= What is asked =
Without the pictures, set down the records below word for word.

= Provided material =
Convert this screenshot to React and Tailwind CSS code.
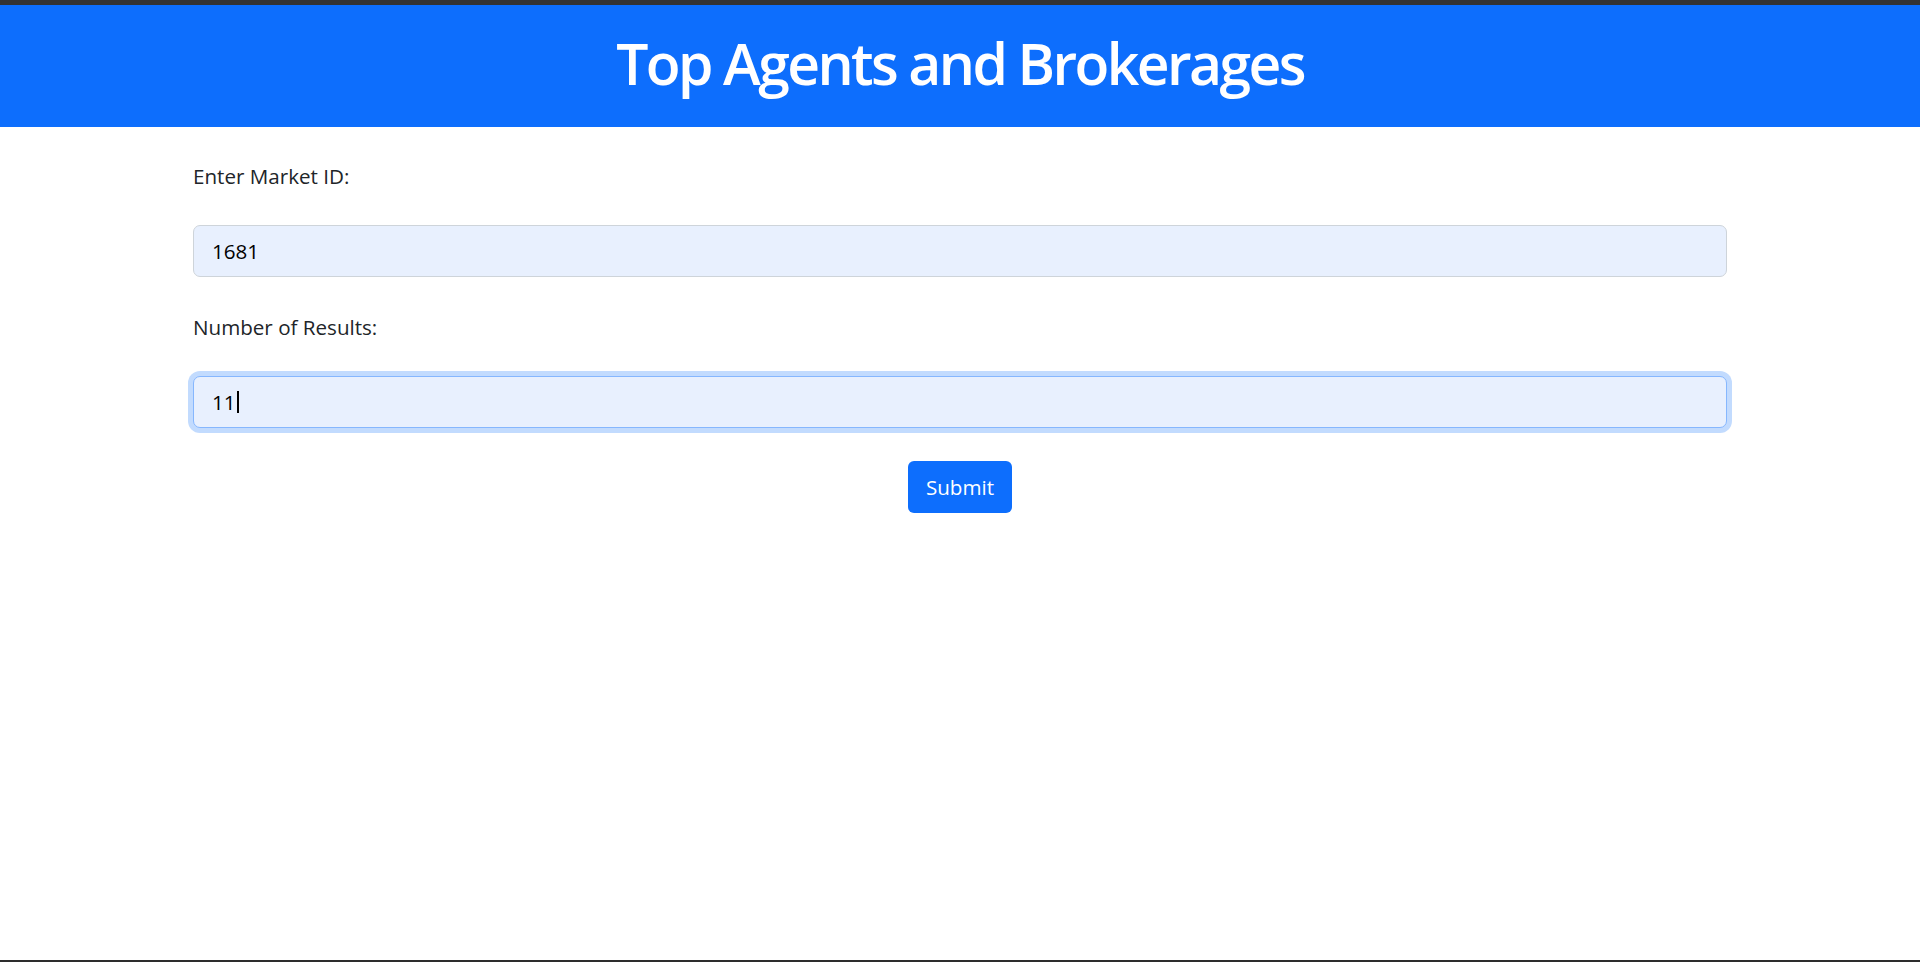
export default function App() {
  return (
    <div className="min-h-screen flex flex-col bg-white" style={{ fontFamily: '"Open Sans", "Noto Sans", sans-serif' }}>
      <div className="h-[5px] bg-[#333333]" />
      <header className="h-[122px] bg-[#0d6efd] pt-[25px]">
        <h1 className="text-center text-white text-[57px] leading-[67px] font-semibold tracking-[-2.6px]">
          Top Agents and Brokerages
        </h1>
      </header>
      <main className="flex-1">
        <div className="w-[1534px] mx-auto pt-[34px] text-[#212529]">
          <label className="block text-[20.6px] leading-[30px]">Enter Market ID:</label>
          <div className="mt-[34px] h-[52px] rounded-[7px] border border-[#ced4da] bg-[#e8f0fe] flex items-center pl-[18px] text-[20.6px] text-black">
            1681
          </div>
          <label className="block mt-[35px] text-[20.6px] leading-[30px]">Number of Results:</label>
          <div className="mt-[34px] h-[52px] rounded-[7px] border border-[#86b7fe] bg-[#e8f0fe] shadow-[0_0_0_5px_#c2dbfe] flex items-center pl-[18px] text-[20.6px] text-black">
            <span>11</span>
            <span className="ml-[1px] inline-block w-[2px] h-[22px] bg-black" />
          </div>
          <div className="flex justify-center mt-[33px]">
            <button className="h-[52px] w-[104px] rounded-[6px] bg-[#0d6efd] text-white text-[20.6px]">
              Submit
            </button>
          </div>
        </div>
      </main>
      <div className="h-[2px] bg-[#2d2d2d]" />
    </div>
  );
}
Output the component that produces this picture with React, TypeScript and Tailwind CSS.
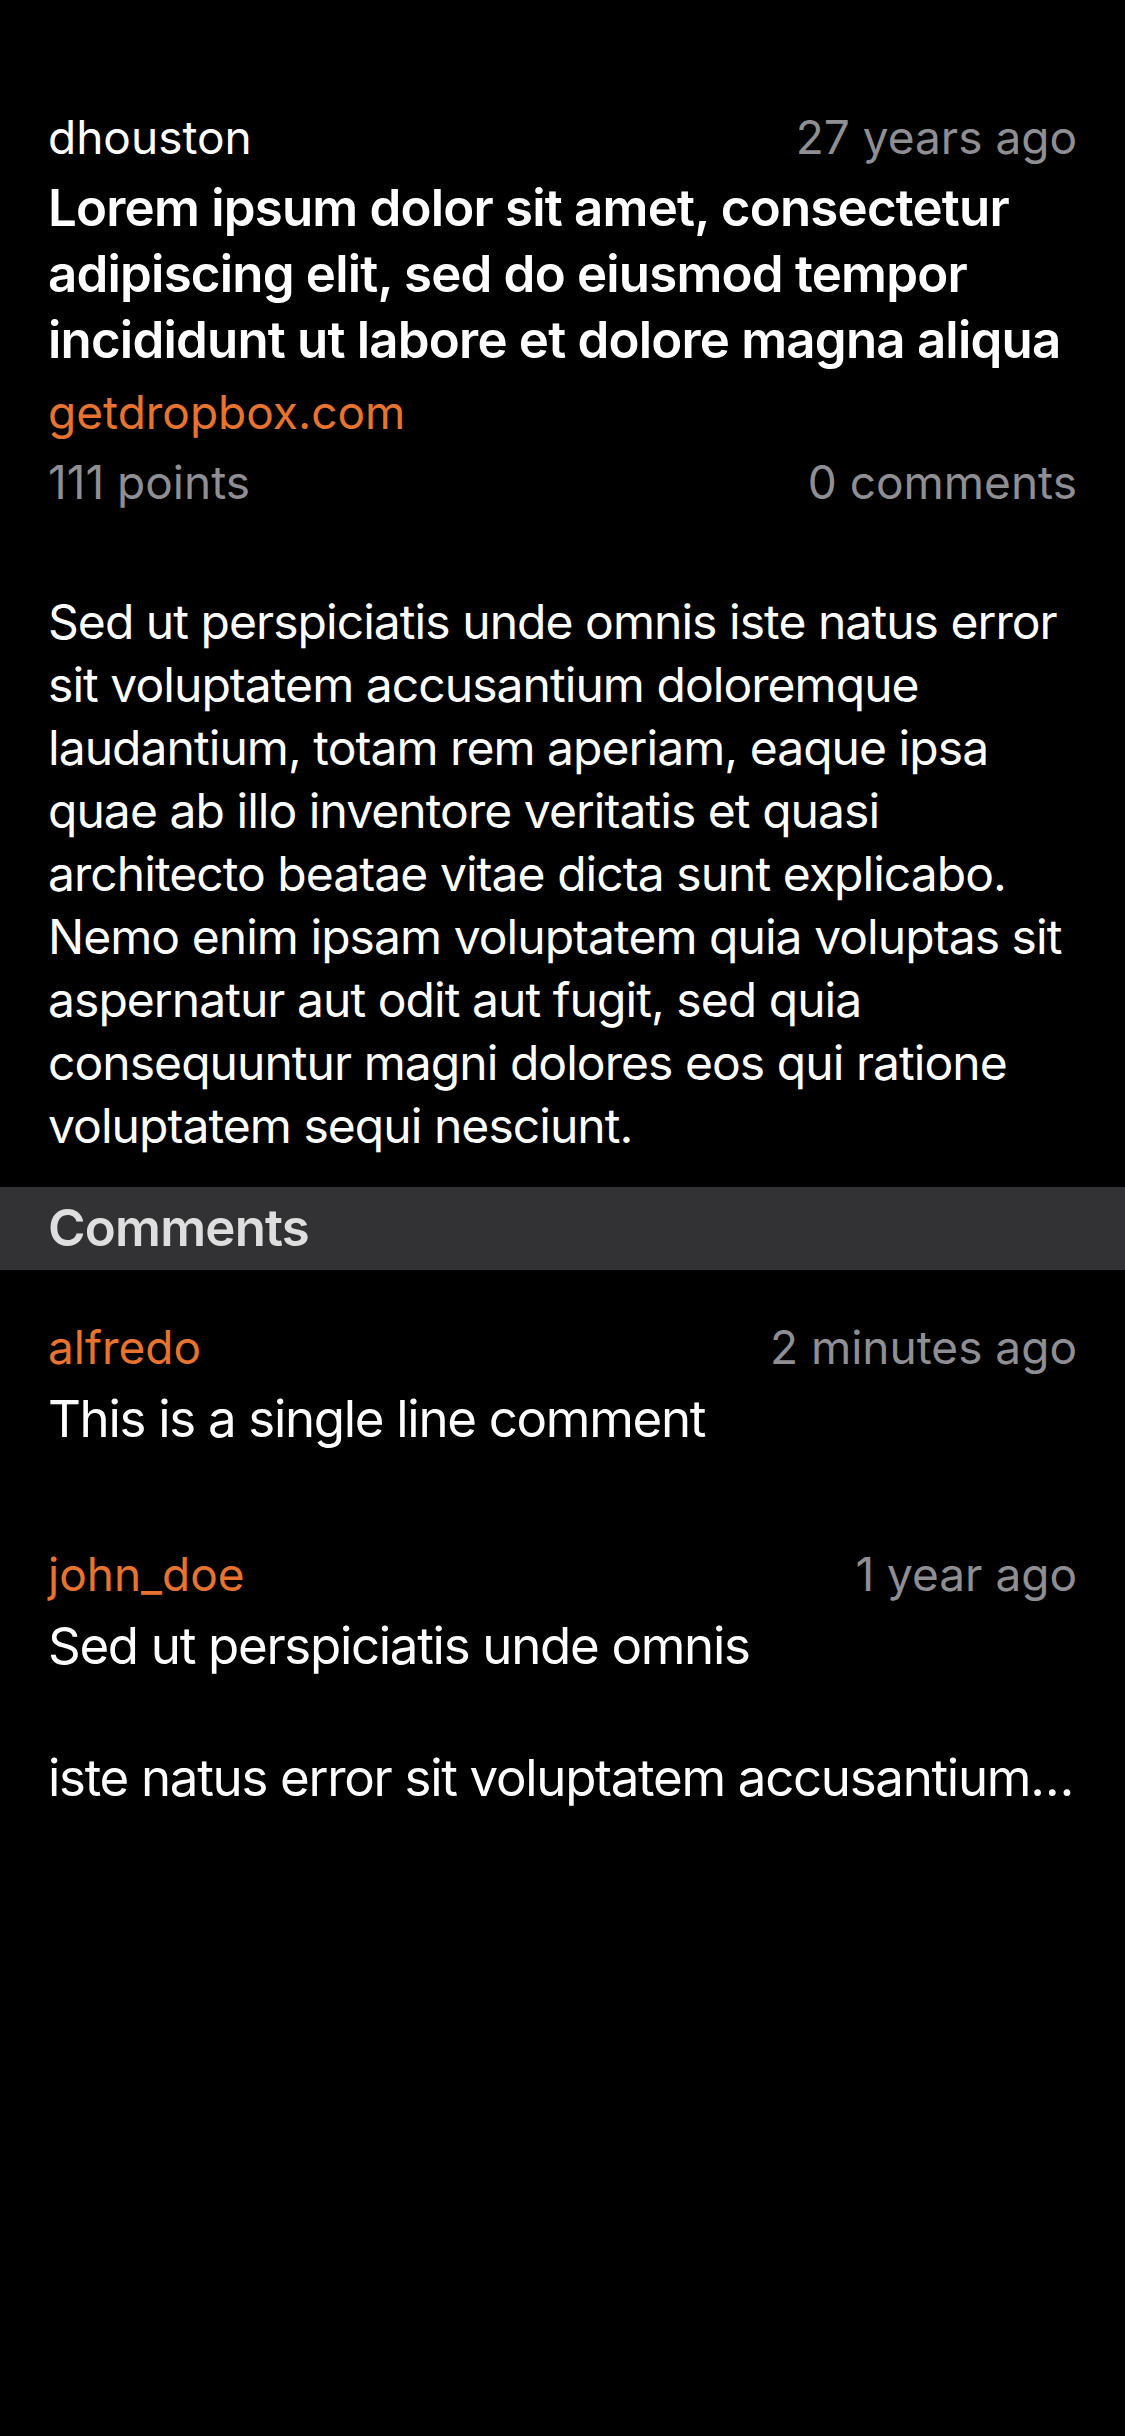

= Worked solution =
Convert this screenshot to React and Tailwind CSS code.
export default function App() {
  return (
    <div className="min-h-screen flex flex-col bg-white" style={{ fontFamily: '"Open Sans", "Noto Sans", sans-serif' }}>
      <div className="h-[5px] bg-[#333333]" />
      <header className="h-[122px] bg-[#0d6efd] pt-[25px]">
        <h1 className="text-center text-white text-[57px] leading-[67px] font-semibold tracking-[-2.6px]">
          Top Agents and Brokerages
        </h1>
      </header>
      <main className="flex-1">
        <div className="w-[1534px] mx-auto pt-[34px] text-[#212529]">
          <label className="block text-[20.6px] leading-[30px]">Enter Market ID:</label>
          <div className="mt-[34px] h-[52px] rounded-[7px] border border-[#ced4da] bg-[#e8f0fe] flex items-center pl-[18px] text-[20.6px] text-black">
            1681
          </div>
          <label className="block mt-[35px] text-[20.6px] leading-[30px]">Number of Results:</label>
          <div className="mt-[34px] h-[52px] rounded-[7px] border border-[#86b7fe] bg-[#e8f0fe] shadow-[0_0_0_5px_#c2dbfe] flex items-center pl-[18px] text-[20.6px] text-black">
            <span>11</span>
            <span className="ml-[1px] inline-block w-[2px] h-[22px] bg-black" />
          </div>
          <div className="flex justify-center mt-[33px]">
            <button className="h-[52px] w-[104px] rounded-[6px] bg-[#0d6efd] text-white text-[20.6px]">
              Submit
            </button>
          </div>
        </div>
      </main>
      <div className="h-[2px] bg-[#2d2d2d]" />
    </div>
  );
}
Output the component that produces this picture with React, TypeScript and Tailwind CSS.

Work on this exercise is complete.